----- DATA
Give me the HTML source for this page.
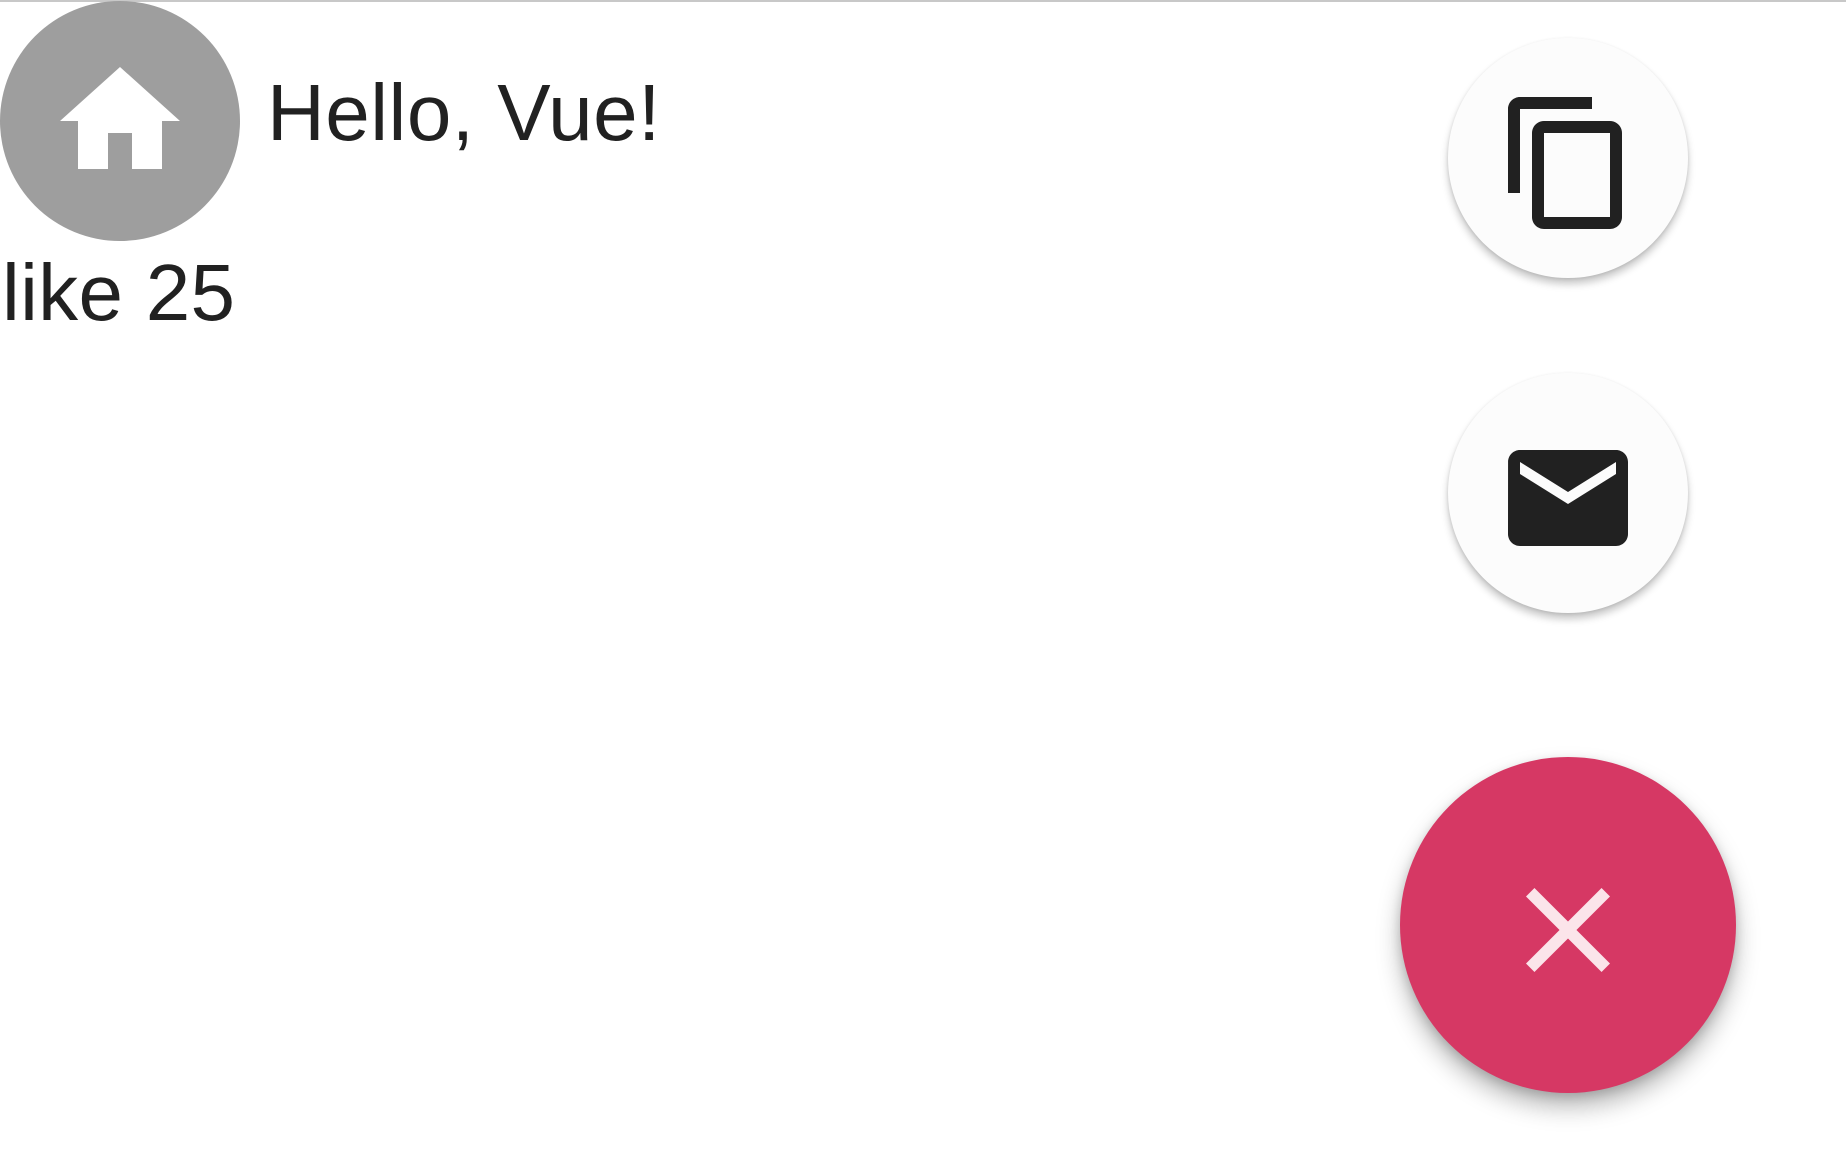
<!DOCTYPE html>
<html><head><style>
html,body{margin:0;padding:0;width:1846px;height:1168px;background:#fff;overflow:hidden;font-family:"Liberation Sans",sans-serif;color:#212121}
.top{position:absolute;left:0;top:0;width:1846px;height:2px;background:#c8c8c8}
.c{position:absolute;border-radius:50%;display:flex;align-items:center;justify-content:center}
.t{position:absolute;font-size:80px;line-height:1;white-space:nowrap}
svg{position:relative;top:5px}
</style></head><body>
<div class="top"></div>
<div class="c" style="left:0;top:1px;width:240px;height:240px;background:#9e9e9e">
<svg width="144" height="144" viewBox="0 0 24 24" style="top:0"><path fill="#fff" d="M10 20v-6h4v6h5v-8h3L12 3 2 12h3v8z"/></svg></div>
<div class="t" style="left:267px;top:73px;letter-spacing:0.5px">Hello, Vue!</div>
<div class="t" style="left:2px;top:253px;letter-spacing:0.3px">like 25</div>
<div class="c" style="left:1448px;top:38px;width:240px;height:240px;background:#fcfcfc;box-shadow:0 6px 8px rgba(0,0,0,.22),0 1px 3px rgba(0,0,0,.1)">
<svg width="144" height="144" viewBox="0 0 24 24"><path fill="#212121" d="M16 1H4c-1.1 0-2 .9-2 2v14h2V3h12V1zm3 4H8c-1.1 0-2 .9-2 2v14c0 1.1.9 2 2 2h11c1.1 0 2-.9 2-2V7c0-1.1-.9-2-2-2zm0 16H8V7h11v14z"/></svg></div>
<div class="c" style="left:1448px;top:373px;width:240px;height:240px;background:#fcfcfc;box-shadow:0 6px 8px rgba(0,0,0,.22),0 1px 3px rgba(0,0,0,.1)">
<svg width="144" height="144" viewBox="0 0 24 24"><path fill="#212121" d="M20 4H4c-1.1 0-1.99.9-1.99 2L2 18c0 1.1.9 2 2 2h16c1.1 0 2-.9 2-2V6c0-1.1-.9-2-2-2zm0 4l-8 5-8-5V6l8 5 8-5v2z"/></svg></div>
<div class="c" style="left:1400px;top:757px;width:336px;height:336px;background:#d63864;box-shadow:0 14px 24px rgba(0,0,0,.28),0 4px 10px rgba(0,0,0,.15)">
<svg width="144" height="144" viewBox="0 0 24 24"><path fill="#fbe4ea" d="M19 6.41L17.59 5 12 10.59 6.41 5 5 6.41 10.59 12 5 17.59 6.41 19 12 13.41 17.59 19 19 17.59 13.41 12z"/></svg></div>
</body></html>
----------
PROMPT: Write the material out again exactly as it appears, dropping the pictures.

WRITTEN ANSWER:
Give me the HTML source for this page.
<!DOCTYPE html>
<html><head><style>
html,body{margin:0;padding:0;width:1846px;height:1168px;background:#fff;overflow:hidden;font-family:"Liberation Sans",sans-serif;color:#212121}
.top{position:absolute;left:0;top:0;width:1846px;height:2px;background:#c8c8c8}
.c{position:absolute;border-radius:50%;display:flex;align-items:center;justify-content:center}
.t{position:absolute;font-size:80px;line-height:1;white-space:nowrap}
svg{position:relative;top:5px}
</style></head><body>
<div class="top"></div>
<div class="c" style="left:0;top:1px;width:240px;height:240px;background:#9e9e9e">
<svg width="144" height="144" viewBox="0 0 24 24" style="top:0"><path fill="#fff" d="M10 20v-6h4v6h5v-8h3L12 3 2 12h3v8z"/></svg></div>
<div class="t" style="left:267px;top:73px;letter-spacing:0.5px">Hello, Vue!</div>
<div class="t" style="left:2px;top:253px;letter-spacing:0.3px">like 25</div>
<div class="c" style="left:1448px;top:38px;width:240px;height:240px;background:#fcfcfc;box-shadow:0 6px 8px rgba(0,0,0,.22),0 1px 3px rgba(0,0,0,.1)">
<svg width="144" height="144" viewBox="0 0 24 24"><path fill="#212121" d="M16 1H4c-1.1 0-2 .9-2 2v14h2V3h12V1zm3 4H8c-1.1 0-2 .9-2 2v14c0 1.1.9 2 2 2h11c1.1 0 2-.9 2-2V7c0-1.1-.9-2-2-2zm0 16H8V7h11v14z"/></svg></div>
<div class="c" style="left:1448px;top:373px;width:240px;height:240px;background:#fcfcfc;box-shadow:0 6px 8px rgba(0,0,0,.22),0 1px 3px rgba(0,0,0,.1)">
<svg width="144" height="144" viewBox="0 0 24 24"><path fill="#212121" d="M20 4H4c-1.1 0-1.99.9-1.99 2L2 18c0 1.1.9 2 2 2h16c1.1 0 2-.9 2-2V6c0-1.1-.9-2-2-2zm0 4l-8 5-8-5V6l8 5 8-5v2z"/></svg></div>
<div class="c" style="left:1400px;top:757px;width:336px;height:336px;background:#d63864;box-shadow:0 14px 24px rgba(0,0,0,.28),0 4px 10px rgba(0,0,0,.15)">
<svg width="144" height="144" viewBox="0 0 24 24"><path fill="#fbe4ea" d="M19 6.41L17.59 5 12 10.59 6.41 5 5 6.41 10.59 12 5 17.59 6.41 19 12 13.41 17.59 19 19 17.59 13.41 12z"/></svg></div>
</body></html>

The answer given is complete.